Naturally, when we get married we often say “Divorce is not an option!”, and I always loved those memes floating around on the internet “I want my first marriage to be my only marriage!” The truth is though, divorce actually is an option. It will always be an option, as it is legal to do so. Even if it wasn’t legal, know that some have been driven so far as to still leave their spouses- even if it meant being stoned to death!

Divorce doesn’t just happen, often times it is years in the making;  a build up before the “I do” was ever uttered. Marriage is definitely hard. I would say from my experience, divorce was harder. This blog is over advice given on how to leave your spouse first that may prevent the divorce.

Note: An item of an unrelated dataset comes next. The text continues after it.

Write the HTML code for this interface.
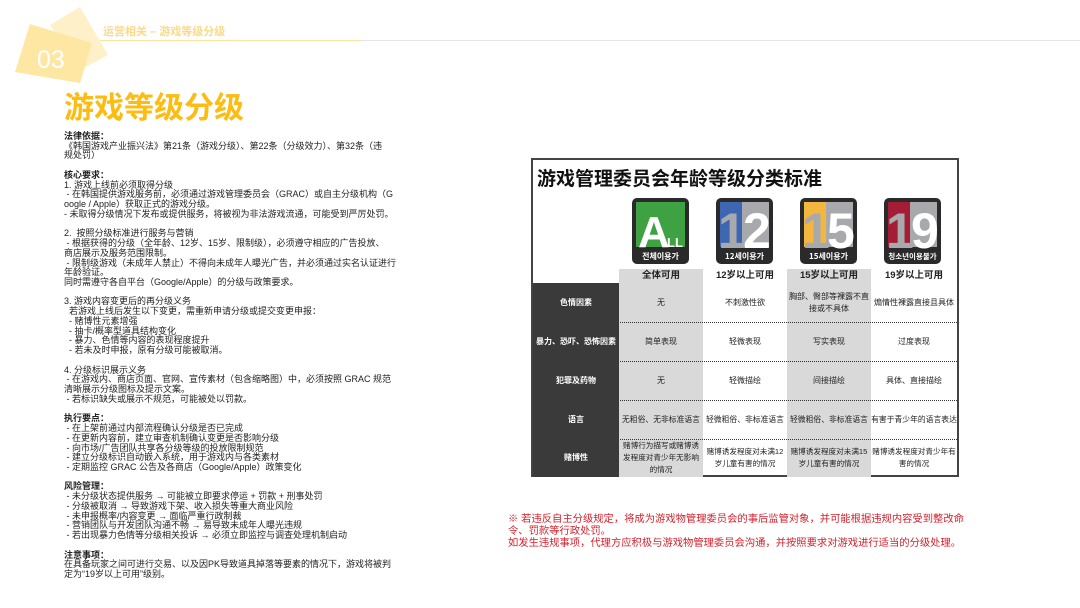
<!DOCTYPE html>
<html><head><meta charset="utf-8"><style>
*{margin:0;padding:0;box-sizing:border-box}
body{width:1080px;height:608px;background:#fff;position:relative;overflow:hidden;font-family:"Liberation Sans","Noto Sans CJK SC",sans-serif}
.abs{position:absolute}
#left{left:64px;top:132px;font-size:9px;line-height:9.73px;color:#222;white-space:nowrap}
#left b{font-weight:bold}
.t{position:absolute;left:531px;top:158px;width:428px;height:319px;border:2px solid #444;background:#fff}
.cell{position:absolute;display:flex;align-items:center;justify-content:center;text-align:center;font-size:8px;line-height:12px;color:#222;white-space:nowrap}
.g{background:#d9d9d9}
.hd{background:#3a3a3a;color:#fff;font-weight:bold}
.sep{position:absolute;left:0;width:424px;border-top:1px dotted #333;height:0}
</style></head><body>
<svg class="abs" style="left:0;top:0" width="120" height="100">
<polygon points="50,25 80,7 108,55 80,70" fill="#fef0c8"/>
<polygon points="30,24 92,43 80,83 15,72" fill="#fee7a3"/>
<text x="37" y="68" font-family="Liberation Sans" font-size="25" fill="#fff">03</text>
</svg>
<div class="abs" style="left:103px;top:23px;font-size:11px;font-weight:bold;color:#fbd98a">运营相关 – 游戏等级分级</div>
<div class="abs" style="left:100px;top:40px;width:262px;height:1px;background:#fde3a0"></div>
<div class="abs" style="left:362px;top:40px;width:718px;height:1px;background:#e6e6e6"></div>
<div class="abs" style="left:64px;top:83px;font-size:30px;font-weight:bold;color:#fcbc12">游戏等级分级</div>

<div id="left" class="abs">
<b>法律依据：</b><br>《韩国游戏产业振兴法》第21条（游戏分级）、第22条（分级效力）、第32条（违<br>规处罚）<br><br>
<b>核心要求：</b><br>1. 游戏上线前必须取得分级<br>&nbsp;- 在韩国提供游戏服务前，必须通过游戏管理委员会（GRAC）或自主分级机构（G<br>oogle / Apple）获取正式的游戏分级。<br>- 未取得分级情况下发布或提供服务，将被视为非法游戏流通，可能受到严厉处罚。<br><br>
2.&nbsp; 按照分级标准进行服务与营销<br>&nbsp;- 根据获得的分级（全年龄、12岁、15岁、限制级），必须遵守相应的广告投放、<br>商店展示及服务范围限制。<br>&nbsp;- 限制级游戏（未成年人禁止）不得向未成年人曝光广告，并必须通过实名认证进行<br>年龄验证。<br>同时需遵守各自平台（Google/Apple）的分级与政策要求。<br><br>
3. 游戏内容变更后的再分级义务<br>&nbsp; 若游戏上线后发生以下变更，需重新申请分级或提交变更申报：<br>&nbsp; - 赌博性元素增强<br>&nbsp; - 抽卡/概率型道具结构变化<br>&nbsp; - 暴力、色情等内容的表现程度提升<br>&nbsp; - 若未及时申报，原有分级可能被取消。<br><br>
4. 分级标识展示义务<br>&nbsp;- 在游戏内、商店页面、官网、宣传素材（包含缩略图）中，必须按照 GRAC 规范<br>清晰展示分级图标及提示文案。<br>&nbsp;- 若标识缺失或展示不规范，可能被处以罚款。<br><br>
<b>执行要点：</b><br>&nbsp;- 在上架前通过内部流程确认分级是否已完成<br>&nbsp;- 在更新内容前，建立审查机制确认变更是否影响分级<br>&nbsp;- 向市场/广告团队共享各分级等级的投放限制规范<br>&nbsp;- 建立分级标识自动嵌入系统，用于游戏内与各类素材<br>&nbsp;- 定期监控 GRAC 公告及各商店（Google/Apple）政策变化<br><br>
<b>风险管理：</b><br>&nbsp;- 未分级状态提供服务 → 可能被立即要求停运 + 罚款 + 刑事处罚<br>&nbsp;- 分级被取消 → 导致游戏下架、收入损失等重大商业风险<br>&nbsp;- 未申报概率/内容变更 → 面临严重行政制裁<br>&nbsp;- 营销团队与开发团队沟通不畅 → 易导致未成年人曝光违规<br>&nbsp;- 若出现暴力色情等分级相关投诉 → 必须立即监控与调查处理机制启动<br><br>
<b>注意事项：</b><br>在具备玩家之间可进行交易、以及因PK导致道具掉落等要素的情况下，游戏将被判<br>定为“19岁以上可用”级别。
</div>

<div class="t">
<div class="abs" style="left:4px;top:4px;font-size:19px;font-weight:bold;color:#111">游戏管理委员会年龄等级分类标准</div>
<svg class="abs" style="left:99px;top:38px" width="330" height="70">
<g font-family="Liberation Sans" font-weight="bold">
<g transform="translate(0,0)"><rect x="0" y="0" width="57" height="66" rx="5" fill="#2a2a2a"/><rect x="4" y="4" width="49" height="45" fill="#3fa242"/><text x="6" y="49" font-size="44" fill="#fff">A</text><text x="35" y="49" font-size="13" fill="#fff">LL</text><text x="28.5" y="61" font-size="8" fill="#fff" text-anchor="middle" font-family="Noto Sans CJK KR">전체이용가</text></g>
<g transform="translate(84,0)"><rect x="0" y="0" width="57" height="66" rx="5" fill="#2a2a2a"/><rect x="4" y="4" width="49" height="45" fill="#3d67b3"/><rect x="26" y="4" width="27" height="45" fill="#a7a9ac"/><text x="2" y="50" font-size="50" fill="#a7a9ac">1</text><text x="27" y="50" font-size="50" fill="#fff">2</text><text x="28.5" y="61" font-size="8" fill="#fff" text-anchor="middle" font-family="Noto Sans CJK KR">12세이용가</text></g>
<g transform="translate(168,0)"><rect x="0" y="0" width="57" height="66" rx="5" fill="#2a2a2a"/><rect x="4" y="4" width="49" height="45" fill="#f3b63f"/><rect x="26" y="4" width="27" height="45" fill="#a7a9ac"/><text x="2" y="50" font-size="50" fill="#a7a9ac">1</text><text x="27" y="50" font-size="50" fill="#fff">5</text><text x="28.5" y="61" font-size="8" fill="#fff" text-anchor="middle" font-family="Noto Sans CJK KR">15세이용가</text></g>
<g transform="translate(252,0)"><rect x="0" y="0" width="57" height="66" rx="5" fill="#2a2a2a"/><rect x="4" y="4" width="49" height="45" fill="#a51c36"/><rect x="26" y="4" width="27" height="45" fill="#a7a9ac"/><text x="2" y="50" font-size="50" fill="#a7a9ac">1</text><text x="27" y="50" font-size="50" fill="#fff">9</text><text x="28.5" y="61" font-size="7.5" fill="#fff" text-anchor="middle" font-family="Noto Sans CJK KR">청소년이용불가</text></g>
</g></svg>
<div class="cell g" style="left:86px;top:109px;width:84px;height:14px;font-weight:bold;font-size:9.5px">全体可用</div>
<div class="cell" style="left:170px;top:109px;width:84px;height:14px;font-weight:bold;font-size:9.5px">12岁以上可用</div>
<div class="cell g" style="left:254px;top:109px;width:84px;height:14px;font-weight:bold;font-size:9.5px">15岁以上可用</div>
<div class="cell" style="left:338px;top:109px;width:86px;height:14px;font-weight:bold;font-size:9.5px">19岁以上可用</div>
<div class="abs" style="left:0;top:123px;width:86px;height:194px;background:#3a3a3a"></div>
<div class="abs g" style="left:86px;top:123px;width:84px;height:194px"></div>
<div class="abs g" style="left:254px;top:123px;width:84px;height:194px"></div>
<div class="cell hd" style="left:0;top:123px;width:86px;height:39px">色情因素</div>
<div class="cell" style="left:86px;top:123px;width:84px;height:39px">无</div>
<div class="cell" style="left:170px;top:123px;width:84px;height:39px">不刺激性欲</div>
<div class="cell" style="left:254px;top:123px;width:84px;height:39px">胸部、臀部等裸露不直<br>接或不具体</div>
<div class="cell" style="left:338px;top:123px;width:86px;height:39px">煽情性裸露直接且具体</div>
<div class="sep" style="top:162px"></div>
<div class="cell hd" style="left:0;top:162px;width:86px;height:39px">暴力、恐吓、恐怖因素</div>
<div class="cell" style="left:86px;top:162px;width:84px;height:39px">简单表现</div>
<div class="cell" style="left:170px;top:162px;width:84px;height:39px">轻微表现</div>
<div class="cell" style="left:254px;top:162px;width:84px;height:39px">写实表现</div>
<div class="cell" style="left:338px;top:162px;width:86px;height:39px">过度表现</div>
<div class="sep" style="top:201px"></div>
<div class="cell hd" style="left:0;top:201px;width:86px;height:39px">犯罪及药物</div>
<div class="cell" style="left:86px;top:201px;width:84px;height:39px">无</div>
<div class="cell" style="left:170px;top:201px;width:84px;height:39px">轻微描绘</div>
<div class="cell" style="left:254px;top:201px;width:84px;height:39px">间接描绘</div>
<div class="cell" style="left:338px;top:201px;width:86px;height:39px">具体、直接描绘</div>
<div class="sep" style="top:240px"></div>
<div class="cell hd" style="left:0;top:240px;width:86px;height:39px">语言</div>
<div class="cell" style="left:86px;top:240px;width:84px;height:39px;font-size:7.8px">无粗俗、无非标准语言</div>
<div class="cell" style="left:170px;top:240px;width:84px;height:39px;font-size:7.8px">轻微粗俗、非标准语言</div>
<div class="cell" style="left:254px;top:240px;width:84px;height:39px;font-size:7.8px">轻微粗俗、非标准语言</div>
<div class="cell" style="left:338px;top:240px;width:86px;height:39px;font-size:7.8px">有害于青少年的语言表达</div>
<div class="sep" style="top:279px"></div>
<div class="cell hd" style="left:0;top:279px;width:86px;height:38px">赌博性</div>
<div class="cell" style="left:86px;top:279px;width:84px;height:38px;font-size:7.6px">赌博行为描写或赌博诱<br>发程度对青少年无影响<br>的情况</div>
<div class="cell" style="left:170px;top:279px;width:84px;height:38px;font-size:7.6px">赌博诱发程度对未满12<br>岁儿童有害的情况</div>
<div class="cell" style="left:254px;top:279px;width:84px;height:38px;font-size:7.6px">赌博诱发程度对未满15<br>岁儿童有害的情况</div>
<div class="cell" style="left:338px;top:279px;width:86px;height:38px;font-size:7.6px">赌博诱发程度对青少年有<br>害的情况</div>
</div>

<div class="abs" style="left:508px;top:514px;font-size:10.3px;line-height:12px;color:#d4202c;white-space:nowrap">※ 若违反自主分级规定，将成为游戏物管理委员会的事后监管对象，并可能根据违规内容受到整改命<br>令、罚款等行政处罚。<br>如发生违规事项，代理方应积极与游戏物管理委员会沟通，并按照要求对游戏进行适当的分级处理。</div>
</body></html>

Some people are just really great at hiding their major flaws, and there is always the classic excuse of “You can’t help who you fall in love with!”… So without further ado, for those that married their kryptonite, here are 5 Steps for leaving your spouse that may prevent the divorce (*note that I did not say 5 easy steps, because rarely in life anything worth keeping ever ends up being easy!):

Step 1.
Acknowledge the problem, find out exactly what the root of the issue is that brought you to the stage of “I want a divorce”, and then confront your spouse in the most gentle way possible. If needed (especially if Abuse is the issue!), confront your spouse with a counselor. Watch out for the blame game and be sure that your approach is gentle and not accusatory. Statements like “I feel like your ____ (insert issue, ie drinking) is hurting our relationship, and I was hoping you would quit ____ (insert issue) so that our marriage can begin healing.” Then add the boundary, “I need for this lifestyle change to take place for the sake of our relationship. If this does not stop, I will have to leave for a week so that we can establish healthy boundaries.”

Spouses typical answers:
a. Okay I will stop (but doesn’t)
b. Okay I will stop (stops for awhile, and then starts up again)
c. Spouse quits lifestyle issue permanently (You have successfully “left” your spouse, now your marriage can begin healing)

Step 2.
If the spouses typical answers occur a. or b. (IE the lifestyle change does not cease) then you must stick to the consequence you ascribed in Step 1. Leave for a week. Stay with an understanding family member or friend. Explain to your spouse that you must establish healthy boundaries, and in order to maintain your relationship they must quit (insert issue).

Spouses typical answers:
a. Okay I will stop (but doesn’t)
b. Okay I will stop (stops for awhile, and then starts up again)
c. Spouse quits lifestyle issue permanently (You have successfully “left” your spouse, now your marriage can begin healing)

Step 3.
If the spouses typical answer a. occurs – you will not want to return to the marriage OR If the spouses typical answer b. occurs  (so you have returned after being gone for a week. Everything seems to be going great. Then the issue returns – as it often does, because lifestyle changes are hard!)  ->  You will want to explain that you will continue to stay away now for an additional month.
– AND with a. or b.: Now you should leave for a month. Stay with an understanding family member or friend.

Spouses typical answers:
a. Okay I will stop (but doesn’t)
b. Okay I will stop (stops for awhile, and then starts up again)
c. Spouse quits lifestyle issue permanently (You have successfully “left” your spouse, now your marriage can begin healing)

Step 4.
If the spouses typical answer a. occurs – you will not want to return to the marriage OR If the spouses typical answer b. occurs -> You will want to explain that you will continue to stay away now for an additional 6 months. And require them to see counseling and/or attend classes like AA (you may even want to begin counseling yourself, especially if you’ve made it to step 4!)

Spouses typical answers:

a. Okay I will stop (but doesn’t), and doesn’t attend counseling.
b. Okay I will stop, attends counseling (stops for awhile, and then starts up again)
c. Spouse quits lifestyle issue permanently (You have successfully “left” your spouse, now your marriage can begin healing)

Step 5.
If you have made it to step 5, you would continue with Step 4 on repeat, but adding additional weeks, months, and years to the time frame, for as long as you are willing to stay committed to the failing/hurting/broken marriage.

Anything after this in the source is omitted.